**MATERIAL SUPPLIED**
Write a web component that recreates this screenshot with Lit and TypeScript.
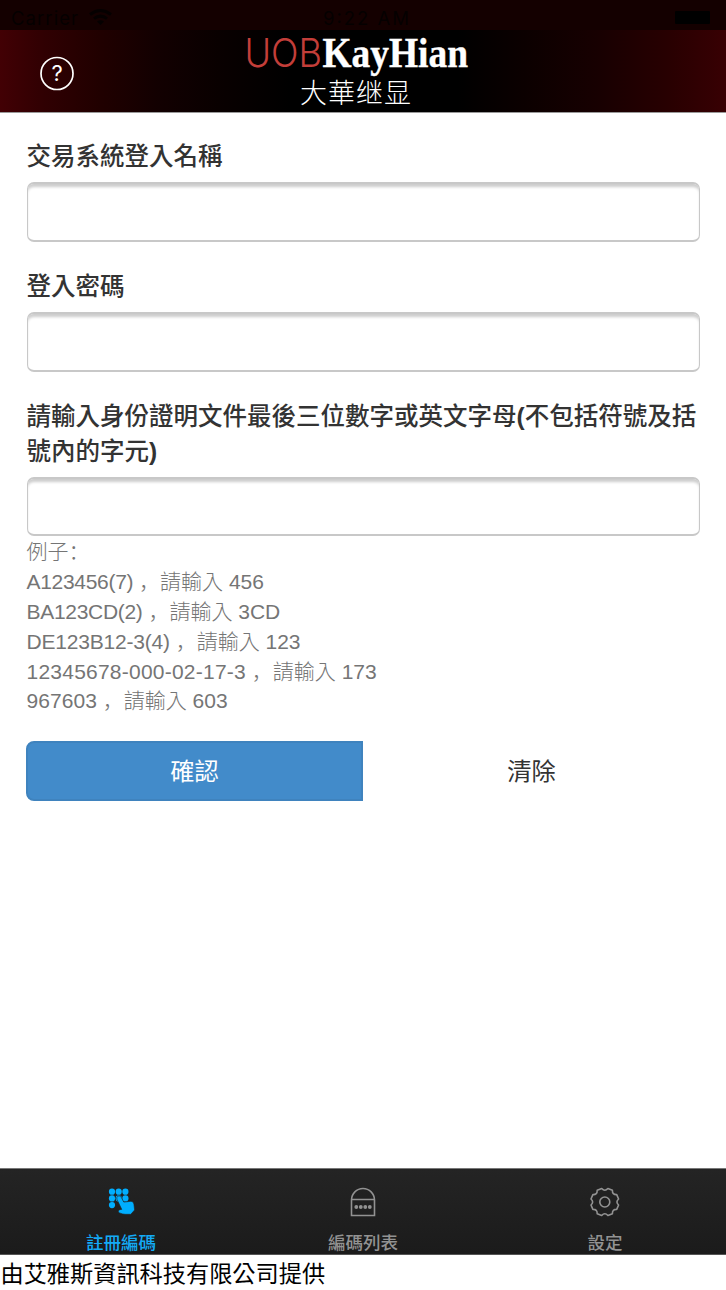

--

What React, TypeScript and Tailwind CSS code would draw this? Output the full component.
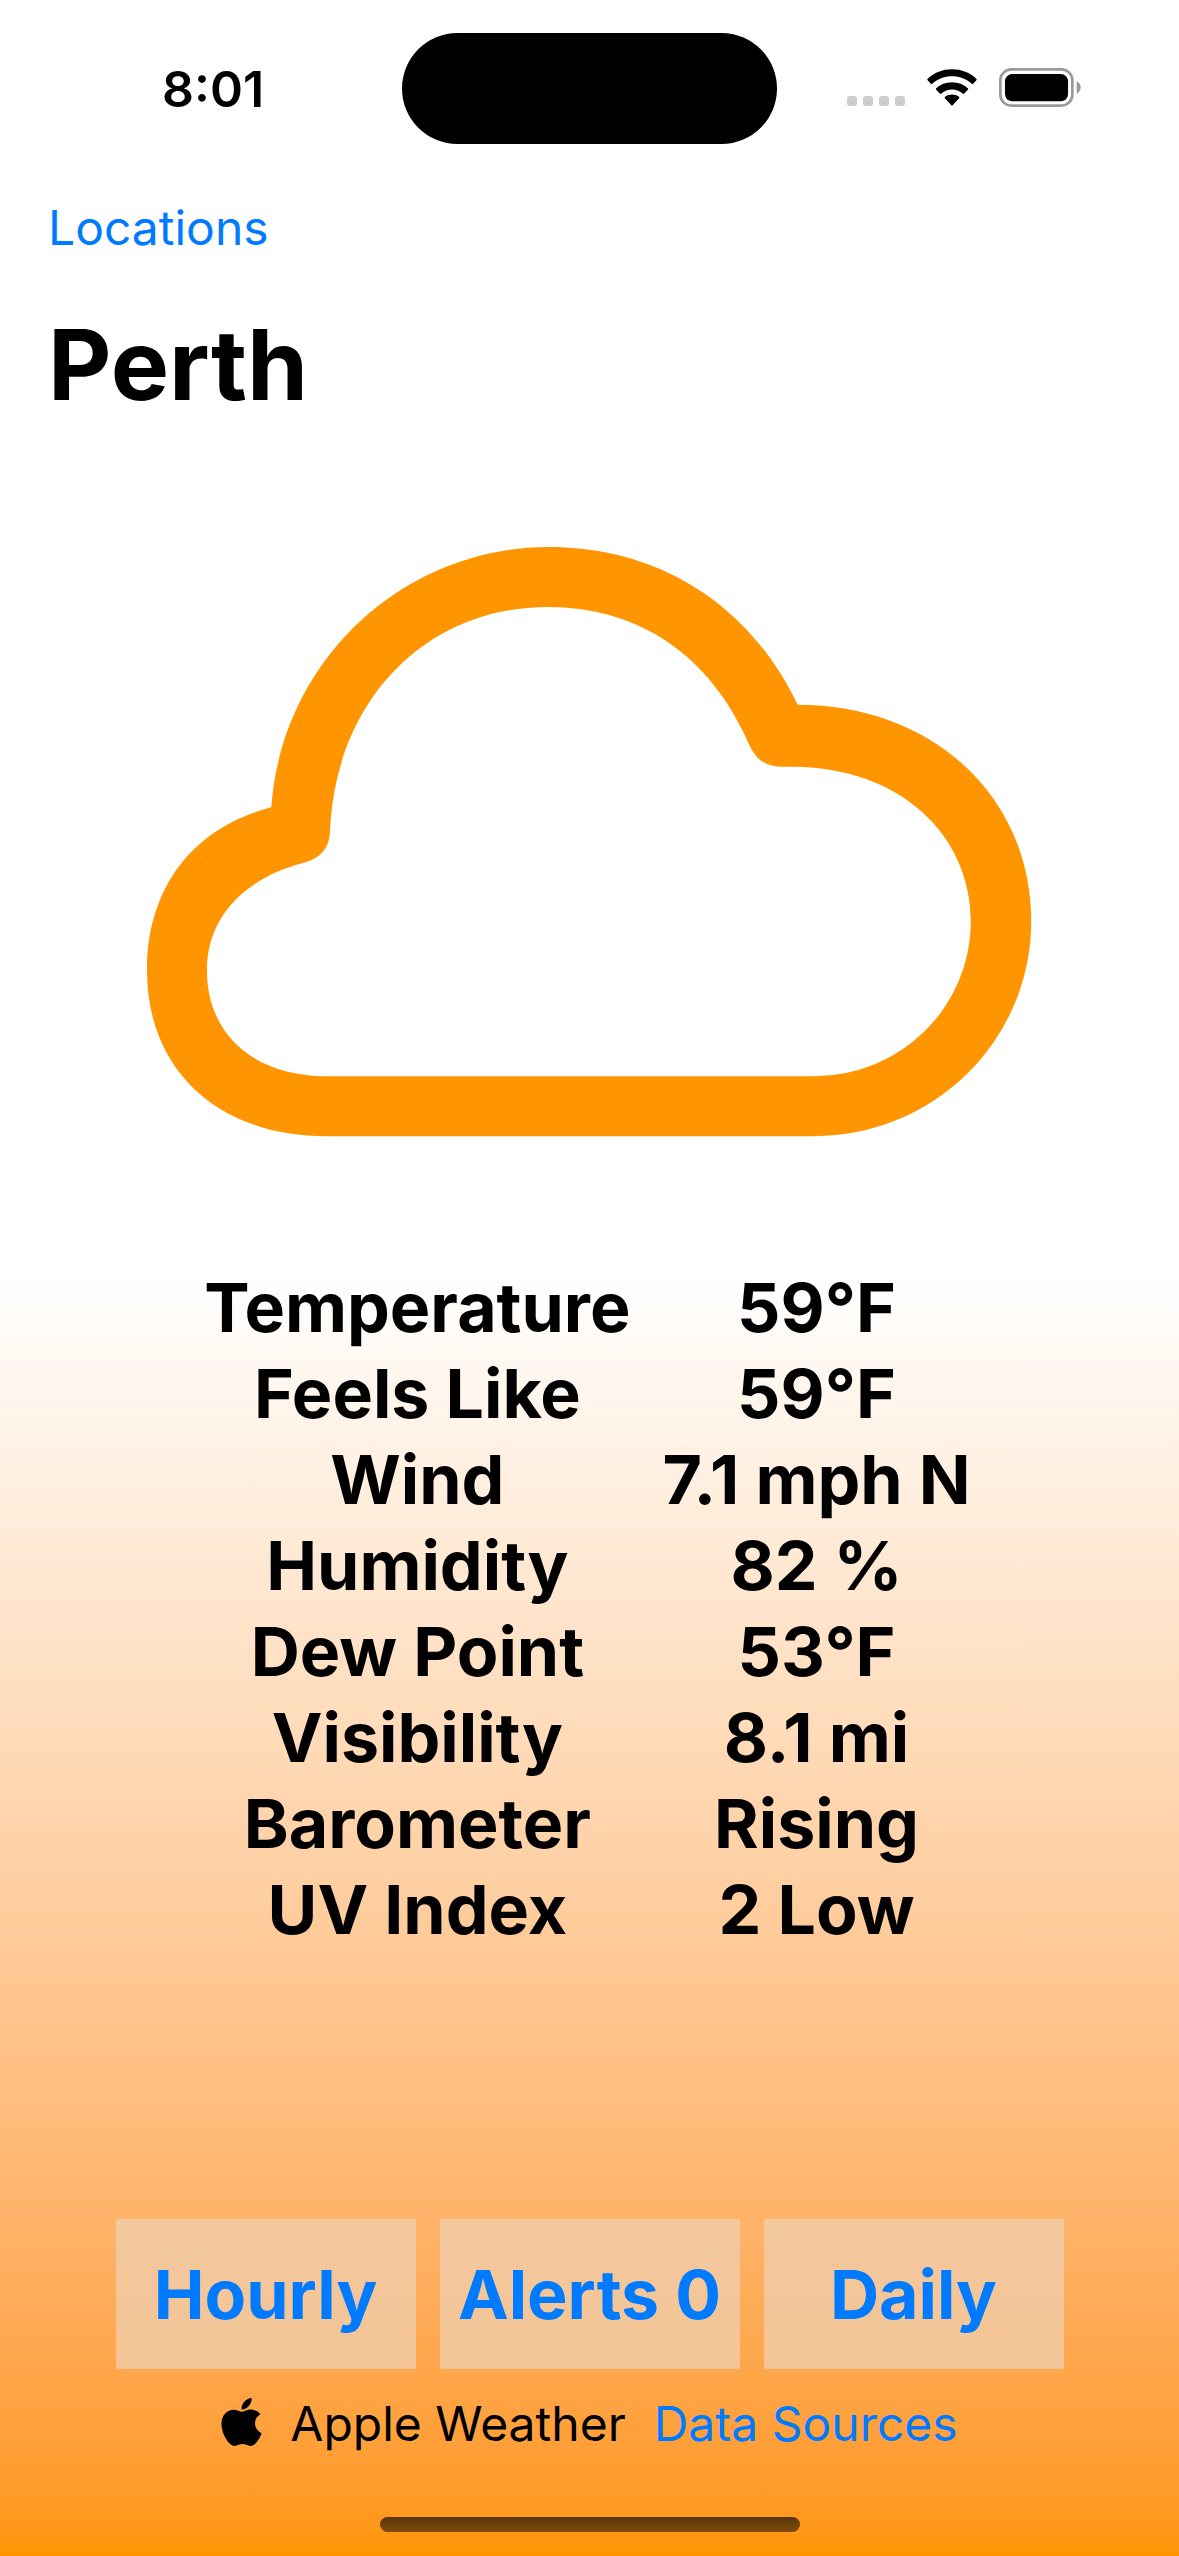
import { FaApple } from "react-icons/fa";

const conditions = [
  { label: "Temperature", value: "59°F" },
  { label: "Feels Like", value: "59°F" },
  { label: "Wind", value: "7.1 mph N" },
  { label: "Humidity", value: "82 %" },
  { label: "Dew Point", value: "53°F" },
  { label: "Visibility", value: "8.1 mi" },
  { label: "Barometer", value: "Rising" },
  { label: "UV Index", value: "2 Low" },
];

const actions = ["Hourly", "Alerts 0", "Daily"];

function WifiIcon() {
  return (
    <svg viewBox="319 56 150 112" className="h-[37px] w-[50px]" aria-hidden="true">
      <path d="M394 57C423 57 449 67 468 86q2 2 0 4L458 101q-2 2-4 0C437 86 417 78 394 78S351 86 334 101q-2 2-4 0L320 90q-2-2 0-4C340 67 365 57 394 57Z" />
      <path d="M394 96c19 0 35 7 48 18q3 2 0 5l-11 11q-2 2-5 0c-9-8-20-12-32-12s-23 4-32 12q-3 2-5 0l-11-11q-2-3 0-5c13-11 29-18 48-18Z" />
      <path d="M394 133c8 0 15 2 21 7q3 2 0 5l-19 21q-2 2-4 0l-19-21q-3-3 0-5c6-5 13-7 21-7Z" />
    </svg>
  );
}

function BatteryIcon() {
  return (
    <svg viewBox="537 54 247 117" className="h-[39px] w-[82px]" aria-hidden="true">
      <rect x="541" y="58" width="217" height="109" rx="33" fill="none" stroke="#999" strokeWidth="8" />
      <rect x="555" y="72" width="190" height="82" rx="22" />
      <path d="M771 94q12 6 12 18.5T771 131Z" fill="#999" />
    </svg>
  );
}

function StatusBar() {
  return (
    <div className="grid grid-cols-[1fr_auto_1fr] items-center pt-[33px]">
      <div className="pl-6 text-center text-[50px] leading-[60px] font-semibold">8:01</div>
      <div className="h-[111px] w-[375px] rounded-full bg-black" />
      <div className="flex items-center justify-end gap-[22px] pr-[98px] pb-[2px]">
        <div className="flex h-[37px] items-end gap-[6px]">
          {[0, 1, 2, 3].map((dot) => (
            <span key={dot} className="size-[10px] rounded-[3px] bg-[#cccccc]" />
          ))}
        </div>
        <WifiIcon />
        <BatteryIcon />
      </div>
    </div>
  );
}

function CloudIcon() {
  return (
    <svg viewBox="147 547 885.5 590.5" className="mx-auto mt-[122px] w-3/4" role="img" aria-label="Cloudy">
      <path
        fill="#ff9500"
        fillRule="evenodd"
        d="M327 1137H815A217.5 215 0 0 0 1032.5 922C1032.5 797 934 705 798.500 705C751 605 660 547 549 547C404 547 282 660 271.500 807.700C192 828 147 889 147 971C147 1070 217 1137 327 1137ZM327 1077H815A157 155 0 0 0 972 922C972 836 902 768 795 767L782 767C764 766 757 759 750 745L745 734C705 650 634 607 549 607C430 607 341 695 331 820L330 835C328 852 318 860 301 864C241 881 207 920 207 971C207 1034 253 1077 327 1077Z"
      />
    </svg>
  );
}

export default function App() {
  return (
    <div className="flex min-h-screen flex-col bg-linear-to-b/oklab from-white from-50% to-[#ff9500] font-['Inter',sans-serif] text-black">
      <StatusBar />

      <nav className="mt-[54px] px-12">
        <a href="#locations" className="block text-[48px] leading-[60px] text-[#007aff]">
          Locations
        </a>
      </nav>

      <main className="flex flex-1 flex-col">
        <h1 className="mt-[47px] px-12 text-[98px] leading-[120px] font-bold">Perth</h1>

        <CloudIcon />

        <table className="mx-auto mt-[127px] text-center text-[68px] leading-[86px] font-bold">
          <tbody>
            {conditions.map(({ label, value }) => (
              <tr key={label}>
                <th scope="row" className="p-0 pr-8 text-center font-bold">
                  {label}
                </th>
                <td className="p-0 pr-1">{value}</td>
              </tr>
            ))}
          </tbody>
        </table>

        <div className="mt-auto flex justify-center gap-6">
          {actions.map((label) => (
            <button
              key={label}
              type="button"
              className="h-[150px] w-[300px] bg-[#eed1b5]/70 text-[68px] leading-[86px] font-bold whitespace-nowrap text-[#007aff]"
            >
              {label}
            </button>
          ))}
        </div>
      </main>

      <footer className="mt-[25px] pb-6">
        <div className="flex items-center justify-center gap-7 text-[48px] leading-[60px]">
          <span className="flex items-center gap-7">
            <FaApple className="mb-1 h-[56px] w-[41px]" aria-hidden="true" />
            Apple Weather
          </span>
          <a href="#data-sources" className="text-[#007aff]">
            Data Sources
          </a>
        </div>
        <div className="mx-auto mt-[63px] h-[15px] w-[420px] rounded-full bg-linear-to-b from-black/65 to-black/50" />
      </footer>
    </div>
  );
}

**INSTRUCTIONS TO FOLLOW**
Find all the lines containing "full" in the material, then copy them.

**OUTPUT FOR THIS EXERCISE**
What React, TypeScript and Tailwind CSS code would draw this? Output the full component.
      <div className="h-[111px] w-[375px] rounded-full bg-black" />
        <div className="mx-auto mt-[63px] h-[15px] w-[420px] rounded-full bg-linear-to-b from-black/65 to-black/50" />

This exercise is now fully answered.